There is a brand of Orthodoxy where following the rubrics seems to be the major focus, the teaching of doctrines and the pushing of morality the emphasis, where what we do to please God takes the place of what God does to release us. Words are mouthed, actions performed, ostensibly to glorify God and the saints, and everything holy stays in the holy place. Outside the doors, life goes on as always, sometimes even a little worse for wear, and perfectionism and scrupulous rigor replace walking in the spirit. This is not the Orthodoxy I received from the saints. Their lives were, for me, an unwritten rubric that infected my life with the goodness they had received from Christ. Their faith, instilled into me (I hope) the trust in the Spirit who is the one sent by Christ from the Father to be with us always, that we never become orphans. And that faith and trust in love has been the certainty that makes full freedom possible.

2 comments:

Joan of Argghh! said...

I have been a bit torn by the abrupt refusal at Catholic communion I received last Thursday on the occasion of my brother's funeral. I have always taken the host and dipped it in the chalice in my church. I was greeted with a quick hand over the chalice and a solemn, "not in our parish!" admonition. I smiled and complied with her scruples, but not with her spirit.

I love the rites of the Church for their continuity across the ages. But I suppose we're all for upholding ritual and rule until it affronts an innocent supplication with its rigidity. I'm not so immature as to not move past the moment, but it was a harsh moment in a difficult setting.

That's why we need a living Savior, and not a dead ritual, as our ultimate comfort. That is why I am always blessed by your writings; you speak of Him and His standard of Love. It should always be our highest aim.

Thanks for the reassurance.

Ρωμανός ~ Romanós said...

Some of the saddest moments in Church history have occurred exactly in that place—at the Communion Cup.

It always saddens me when I notice that a priest is refusing the Holy Mysteries to someone who has come forward to receive but is not Orthodox. I know the reasons why.
The priests are custodians of the Mysteries, and we hear prayed, ‘I will not reveal your mysteries to your enemies, nor give you a kiss as did Judas.’

In the days before rubricism took over, as a non-Orthodox Christian I was admitted to the mysteries of Confession and then to the Communion Cup by an Orthodox priest on the word of my testimony of faith in Jesus Christ. That was in the 1970's.

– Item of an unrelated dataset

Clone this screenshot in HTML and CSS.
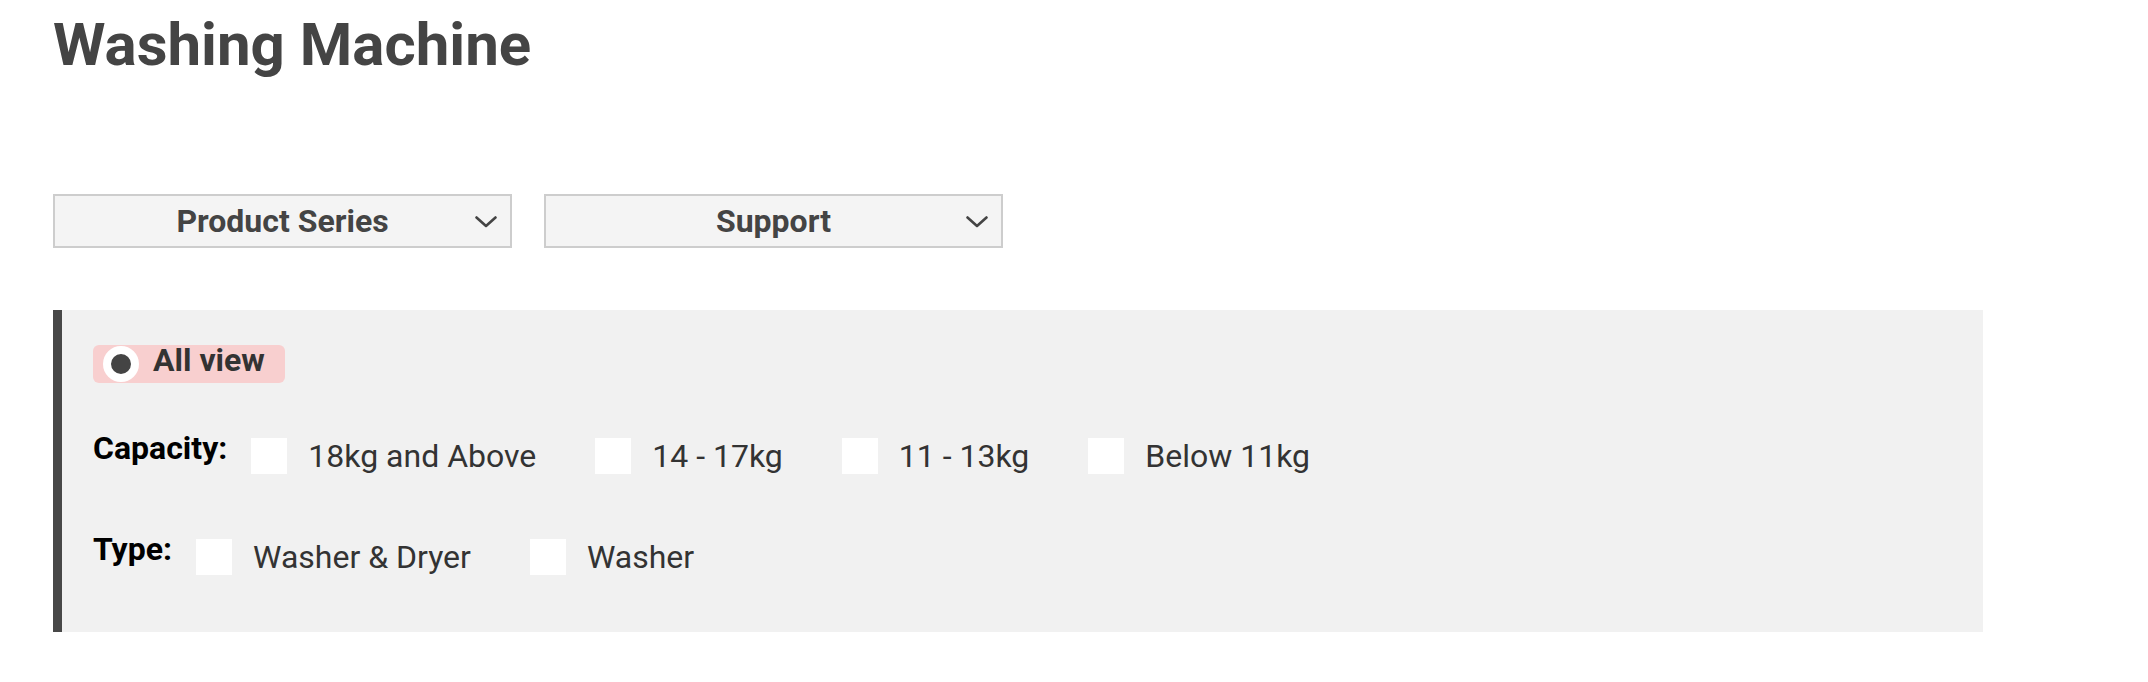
FILE: index.html
```html
<!DOCTYPE html>
<html lang="en">
<head>
<meta charset="utf-8">
<title>Washing Machine</title>
<link rel="stylesheet" href="styles.css">
</head>
<body>
<div class="page">
  <h1 class="title">Washing Machine</h1>
  <div class="dropdowns">
    <div class="dropdown">
      <span class="dd-label">Product Series</span>
      <svg class="chevron" width="22" height="12" viewBox="0 0 22 12"><polyline points="1.5,1.5 11,10 20.5,1.5" fill="none" stroke="#444" stroke-width="2.6" stroke-linecap="round" stroke-linejoin="round"/></svg>
    </div>
    <div class="dropdown">
      <span class="dd-label">Support</span>
      <svg class="chevron" width="22" height="12" viewBox="0 0 22 12"><polyline points="1.5,1.5 11,10 20.5,1.5" fill="none" stroke="#444" stroke-width="2.6" stroke-linecap="round" stroke-linejoin="round"/></svg>
    </div>
  </div>
  <section class="filters">
    <div class="all-view">
      <span class="radio"></span>
      <span class="all-text">All view</span>
    </div>
    <div class="filter-row capacity">
      <span class="row-label">Capacity:</span>
      <div class="options">
        <label class="option"><span class="box"></span><span class="opt-text">18kg and Above</span></label>
        <label class="option"><span class="box"></span><span class="opt-text">14 - 17kg</span></label>
        <label class="option"><span class="box"></span><span class="opt-text">11 - 13kg</span></label>
        <label class="option"><span class="box"></span><span class="opt-text">Below 11kg</span></label>
      </div>
    </div>
    <div class="filter-row type">
      <span class="row-label">Type:</span>
      <div class="options">
        <label class="option"><span class="box"></span><span class="opt-text">Washer &amp; Dryer</span></label>
        <label class="option"><span class="box"></span><span class="opt-text">Washer</span></label>
      </div>
    </div>
  </section>
</div>
</body>
</html>
```
FILE: styles.css
```css
* { box-sizing: border-box; }
html, body { margin: 0; padding: 0; background: #fff; }
body { font-family: Roboto, "Noto Sans", "Liberation Sans", sans-serif; }

.page {
  padding: 15px 0 0 53px;
}

.title {
  margin: 0;
  font-size: 60px;
  line-height: 60px;
  font-weight: 700;
  color: #444;
}

.dropdowns {
  display: flex;
  gap: 32px;
  margin-top: 119px;
}

.dropdown {
  width: 459px;
  height: 54px;
  border: 2px solid #cdcdcd;
  background: #f4f4f4;
  display: grid;
  grid-template-columns: 1fr auto 1fr;
  align-items: center;
}
.dd-label {
  grid-column: 2;
  font-size: 32px;
  font-weight: 700;
  color: #444;
  line-height: 1;
}
.chevron {
  grid-column: 3;
  justify-self: end;
  margin-right: 13px;
  margin-top: 2px;
}

.filters {
  margin-top: 62px;
  width: 1930px;
  background: #f1f1f1;
  border-left: 9px solid #484848;
  padding: 35px 0 57px 31px;
}

.all-view {
  display: inline-flex;
  align-items: center;
  height: 38px;
  background: #f8cfcf;
  border-radius: 6px;
  padding: 0 20px 0 10px;
  gap: 14px;
  vertical-align: top;
}
.radio {
  width: 36px;
  height: 36px;
  border-radius: 50%;
  background: #444;
  border: 8px solid #fff;
}
.all-text {
  font-size: 32px;
  font-weight: 700;
  color: #333;
  line-height: 1;
  margin-top: -8px;
}

.filter-row {
  display: flex;
  align-items: flex-start;
  gap: 24px;
}
.capacity { margin-top: 55px; }
.type { margin-top: 65px; }

.row-label {
  font-size: 32px;
  font-weight: 700;
  color: #000;
  line-height: 20px;
}

.options {
  display: flex;
  align-items: center;
  gap: 59px;
}
.option {
  display: flex;
  align-items: center;
  gap: 21px;
}
.box {
  width: 36px;
  height: 36px;
  background: #fff;
  flex: none;
}
.opt-text {
  font-size: 32px;
  line-height: 36px;
  color: #333;
}
```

That would never happen today.

Communion is not refused to untaught infants who have been duly baptised and chrismated, nor to unconfessed sinners who likewise have obtained the mark of the redeemed, often through no conscious choice of their own, but it is refused to saints who have not been qualified by the protocols of the Church.

This betrays a magical attitude to the Holy Mysteries and denies both priests and ordinary believers the practical experience of faith in Christ and knowledge by the Holy Spirit.

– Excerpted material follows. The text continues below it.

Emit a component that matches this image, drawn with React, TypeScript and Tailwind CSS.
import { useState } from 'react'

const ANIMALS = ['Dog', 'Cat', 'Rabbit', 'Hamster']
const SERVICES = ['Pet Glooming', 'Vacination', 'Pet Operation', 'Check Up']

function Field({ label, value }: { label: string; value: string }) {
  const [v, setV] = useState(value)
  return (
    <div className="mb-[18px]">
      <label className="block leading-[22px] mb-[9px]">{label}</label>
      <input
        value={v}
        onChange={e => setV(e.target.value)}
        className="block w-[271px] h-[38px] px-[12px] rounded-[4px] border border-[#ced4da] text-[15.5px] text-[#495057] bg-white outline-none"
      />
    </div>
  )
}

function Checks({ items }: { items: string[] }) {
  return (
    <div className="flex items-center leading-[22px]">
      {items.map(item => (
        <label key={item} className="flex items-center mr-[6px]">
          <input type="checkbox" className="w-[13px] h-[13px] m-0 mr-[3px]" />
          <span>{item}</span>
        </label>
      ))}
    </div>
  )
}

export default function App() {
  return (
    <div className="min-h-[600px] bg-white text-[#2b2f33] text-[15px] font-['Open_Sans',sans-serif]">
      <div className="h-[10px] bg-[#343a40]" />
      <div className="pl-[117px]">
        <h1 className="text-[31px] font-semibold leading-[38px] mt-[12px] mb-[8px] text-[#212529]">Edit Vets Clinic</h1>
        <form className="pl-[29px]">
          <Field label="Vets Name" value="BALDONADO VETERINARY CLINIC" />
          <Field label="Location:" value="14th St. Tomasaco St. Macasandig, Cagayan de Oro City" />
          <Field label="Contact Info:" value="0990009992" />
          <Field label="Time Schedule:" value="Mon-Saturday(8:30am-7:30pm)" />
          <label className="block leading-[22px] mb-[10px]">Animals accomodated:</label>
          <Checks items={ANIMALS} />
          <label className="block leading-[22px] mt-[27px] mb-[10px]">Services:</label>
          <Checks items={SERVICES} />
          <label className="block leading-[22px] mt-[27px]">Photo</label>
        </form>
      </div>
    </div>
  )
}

I too was reprimanded, and rightly, for touching the Communion Cup in the wrong way, but the correction seemed brutal in the circumstances, administered by a lavishly attired monk assisting the priest at the Cup.

What is wrong here is not even the forbidding of Cup or of unacceptable custom, but often the manner in which it is administered.

Thinking of an earlier post where I wrote that people seem to divide into two camps, those that believe in the divinity of Christ, and those who believe in His humanity, it seems to me that is what lies behind the attitudes and beliefs Christians have about Holy Communion. The former worship the Holy Mystery as the very Body, the latter partake of it casually not recognizing the Body. But Christ is the God-man. He is both fully divine and fully human. If for no other reason, those who administer the Cup of Salvation must remember that they are the human hands of the Son of God, who feeds us with the Divine Nature, with His Body and Blood, under the forms of bread and wine, and so administer them with the humanity and gentleness that the Pantokrator displays to all who approach Him in faith. Even knowing that His betrayer was among them, He did not refrain from handing that one the bread dipped in the dish at His mystical supper.

If only those who administered the Holy Gifts really did this as He commanded, ‘in remembrance of Me.’